Merck, insurance plans settle Vioxx suits for $80M

TRENTON, N.J. -- Health insurers, unions and other private groups that paid for prescriptions for withdrawn painkiller Vioxx have reached an $80 million settlement with its maker, ending another part of the multipronged litigation.

Such third-party payers had filed about 190 claims against New Jersey-based drugmaker MerckMRK. They said they would not have covered Vioxx had they known about its cardiovascular risks, which they argued Merck concealed.

Merck pulled the blockbuster painkiller from the market in September 2004 because it doubled risk of heart attack and stroke.

In late 2007, Merck reached a $4.85 billion settlement covering roughly 50,000 plaintiffs claiming they or a relative had been harmed or killed by Vioxx.

One of the lead attorneys in the third-party payer litigation, Christopher Seeger, had estimated Merck could have lost up to $18 billion — about three-quarters of its entire annual revenue.
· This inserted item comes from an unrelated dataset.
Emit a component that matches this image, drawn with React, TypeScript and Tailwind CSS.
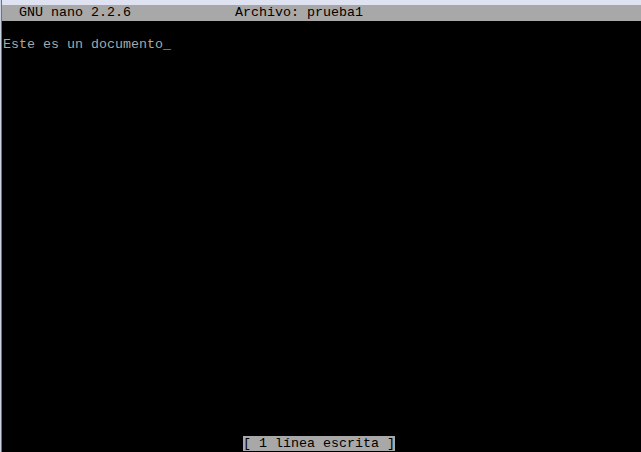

That's because the claims were consolidated in New Jersey, where courts allow for triple damages.

Merck said in a regulatory filing Monday that the company and the plaintiffs agreed in principle to settle all outstanding claims, and it took an $80 million charge for the settlement in the second quarter.

Those lawsuits had been moving through the courts for more than four years, with New Jersey judges approving a class-action lawsuit and the New Jersey Supreme Court later overturning that ruling. Seeger estimated third-party payers covered about 80% of the cost of prescriptions for Vioxx, which generated billions of dollars in annual sales while on the market from 1999 through 2004.

Merck still faces hundreds of other Vioxx lawsuits, including cases filed by patients alleging harm who were not eligible for the $4.85 billion settlement or chose not to participate, and former users just seeking reimbursement for their out-of-pocket Vioxx costs. A class action case for Missouri residents seeking such reimbursement has been approved, and potential class actions are awaiting approval in three other states.

Eighteen government lawsuits, including ones filed by 10 states and New York City, seek reimbursement both for Vioxx costs and for treating any patients injured by Vioxx. Multiple shareholder lawsuits seek reimbursement for financial losses due to the plunge in Merck's stock price related to Vioxx.

The third-party settlement, not previously disclosed, was mentioned in a quarterly filing to the Securities and Exchange Commission on Monday.

The filing also noted that an SEC investigation of the company's conduct regarding Vioxx, begun in November 2004, was terminated in the second quarter.